「EV(電気自動車)失速」が世界の自動車大手を揺さぶっている。
独メルセデス・ベンツは2030年としていた「完全EV化」計画を撤回。同じく30年までに「全ての新車をEVにする」としてきたスウェーデンのボルボ・カーも構想断念に追い込まれた。
米ゼネラル・モーターズはミシガン州の工場でのEV投資を2年間凍結。フォード・モーターは大型SUVのEVモデル開発を取りやめる。系列部品メーカー筋によると、トヨタ自動車も26年で150万台としてきた世界EV生産台数を100万台に下方修正したという。
業界関係者らにひときわ衝撃を与えたのが独フォルクスワーゲン(VW)だ。

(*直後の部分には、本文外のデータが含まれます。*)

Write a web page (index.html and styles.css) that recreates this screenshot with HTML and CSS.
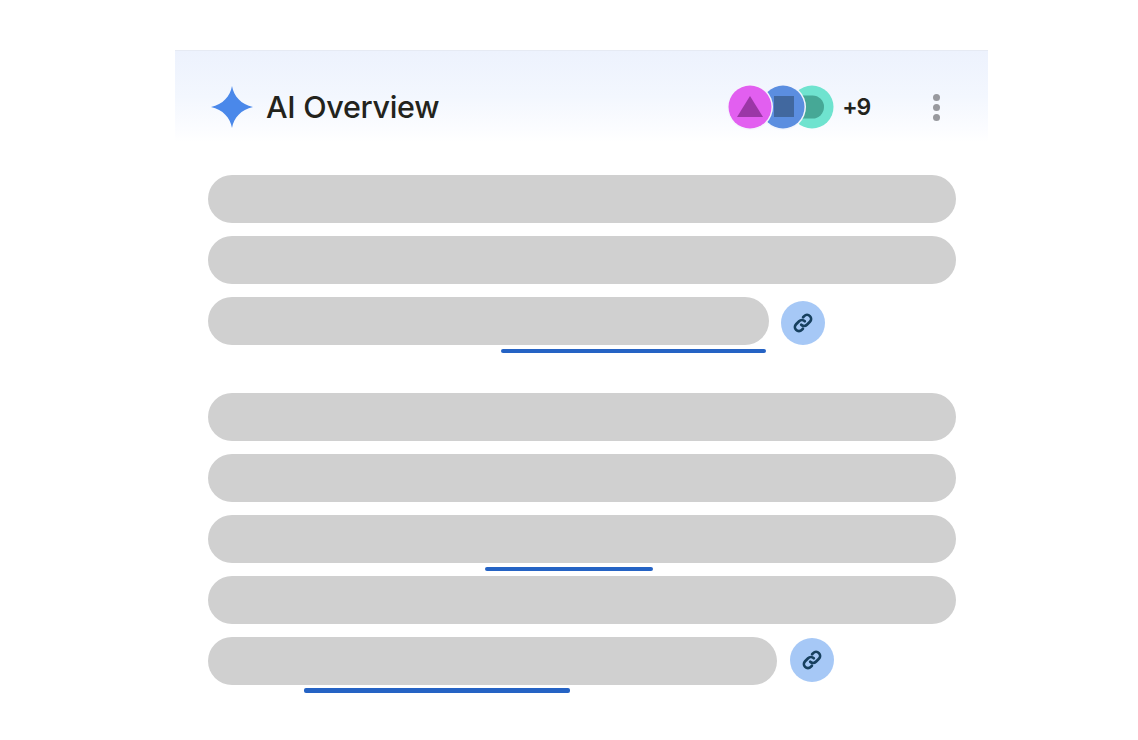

ドイツ国内の生産拠点の一部閉鎖を「検討する」というもので、実施されれば1937年の創業以来初。2029年末までの従業員に対する雇用保障契約の「破棄」すら辞さない構えだ。
VWはディーゼルエンジンでの燃費不正問題が発覚して以降、ひたすらEV化に舵を切ってきた。21年には向こう5年間の総投資額の6割に当たる14兆円超(890億ユーロ)をEV関連領域に振り向ける方針も打ち出した。しかし、巨額投資に見合うだけの販売実績を挙げられず、コスト削減を余儀なくされた格好だ。
同社はドイツ国内に完成車6工場、部品4工場を抱え13万人を雇用している。閉鎖対象となるのはこのうち「少なくともそれぞれ1工場」(首脳)とされ、現地では、傘下ブランドのポルシェやアウディに比べ相対的に収益力が劣る「VWブランド車の工場が標的になる」とも取り沙汰されている。無論、組合側は猛反発している。
そんな中、大手各社が固唾をのんで見つめているのがホンダの動きだ。
「40年にEV/FCV(燃料電池車)化率100%」の旗印を今なお掲げ続けているからだ。その達成に向け今年5月には、30年度までに21年度から累計でEVとソフト開発に10兆円を投じるとの計画も発表している。
だがホンダの研究開発費は24年3月期ですでに1年間に稼ぎ出す営業キャッシュフローを上回る規模に膨らんでいる。そんな財務上の重荷に「一体いつまで耐えていけるのか」(トヨタ関係者)というわけだ。
販売拡大によるキャッシュインで回収できなければ「いずれ行き詰まる」と市場関係者らも気を揉むことしきりだ。